Since time immemorial, taxation has been begrudgingly paid. Philip II had inherited a grave financial situation from his father, who had engaged in expensive foreign wars across Europe. So expensive were Charles’ wars that much of the costs were passed onto the prosperous Netherlands, with the deficit skyrocketing from 415,878 Flemish pounds in 1531 to nearly seven million by 1555. The Dutch were obliged to pay taxes directly to the emperor and were liable for provisioning men and finances to defend the empire. Particularly grating, was their taxes being spent to wage war against foreign powers who, posing no threat to the Dutch, were often important trading partners and crucial sources of wealth for the Dutch economy. Realising the strain it would place on their finances, the Dutch were recalcitrant to Philip’s new levy to fund his war against the Ottomans.
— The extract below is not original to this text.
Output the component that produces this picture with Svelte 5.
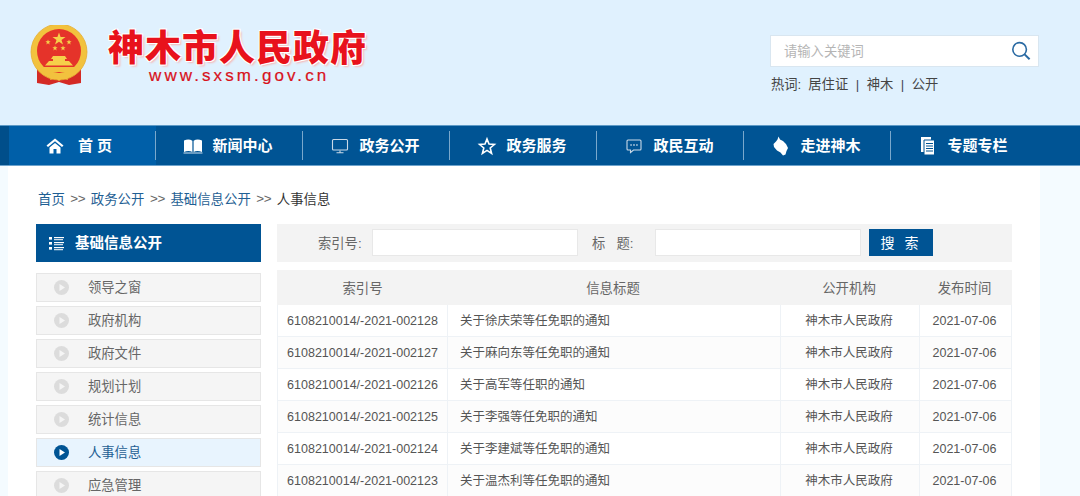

A condition attached to Maximilian’s and Mary’s marriage included the granting of the Grand Privilege to the Dutch, thus securing Dutch privileges and initially weakening Hapsburg control over the Netherlands even before Maximilian had crossed the Rhine to marry his bride. The Hapsburgs, aiming to tighten their grip, initially sought the nobility’s loyalty to maintain lucrative Netherlands taxes. Dutch nobles were commonly found in the higher echelons of the church, army, and administration while those who belonged to the most eminent families were elevated to the prestigious Order of the Golden Fleece and invited to sit in the Council of State. However, under Hapsburg rule, the Council’s consultative function had eroded. Forced to make concessions to levy his new taxes, Philip II was led to cementing his authority by undermining the consultative function of the Council. He sidelined Dutch members and reduced its involvement in governance; effective control was entrusted to Granvelle, culminating in William’s resignation in 1567 and his self-exile to his estates in Nassau.
The religious atmosphere of this time was encapsulated by the Reformation and the subsequent Counter-Reformation that fragmented western Christianity. Protestantism had spread across northern Europe, and sizeable minorities of Lutherans and Calvinists called the Netherlands home by the mid-sixteenth century. The Hapsburgs were staunch papal allies and committed to suppressing these heretics by any means necessary, including reviving the inquisition.
Edicts under Charles V proclaimed death for Lutherans, with an estimated 2,000 Protestants being executed during his reign. The persecution intensified with Philip II’s ascension, who swore to zealously uphold Catholicism. Through reforming the bishopric system in 1559, Philip introduced inquisitors into every Dutch province, while some newly enthroned bishops, notably those of Roermond and Middelburg, were selected for their anti-Protestant vitriol. The Dutch practised religious toleration and were aghast at this state-sponsored religious persecution. Staunch Protestants became more entrenched in their beliefs and joined Calvinist communities across the Netherlands. Calvinists refused to surrender to persecution and practised a church organisation and theology that proved to be readily adaptable to group resistance. Indeed, the Calvinists would assume a pivotal role throughout the Revolt and initiated the Beeldenstorm that saw the iconoclastic destruction of countless Catholic artworks and decorations across the Netherlands in 1566.
The Dutch enjoyed a tradition of constitutionalism that contributed to their identity. Its origins lay in the privileges granted to cities and guilds by various rulers during the mediaeval period, some of which, notably the Joyous Entry of Brabant, laid out the division of power between the ruler and the ruled. These were affirmed in the Grand Privilege following the Burgundian Succession. Such privileges acted as conduits for the formulation of political rights and duties for the Dutch, providing protection against arbitrary and corrupt rule while also stipulating their right to disobey if the ruler violated their privileges. From this came the principle of liberty, often described as the ‘daughter of the Netherlands,’ that was venerated by the Dutch as the source of their prosperity and welfare. Thus, the persecution of Protestants was met with outrage by all Dutchmen, who saw it as an egregious contravention of their established local privileges that the ruler swore to uphold.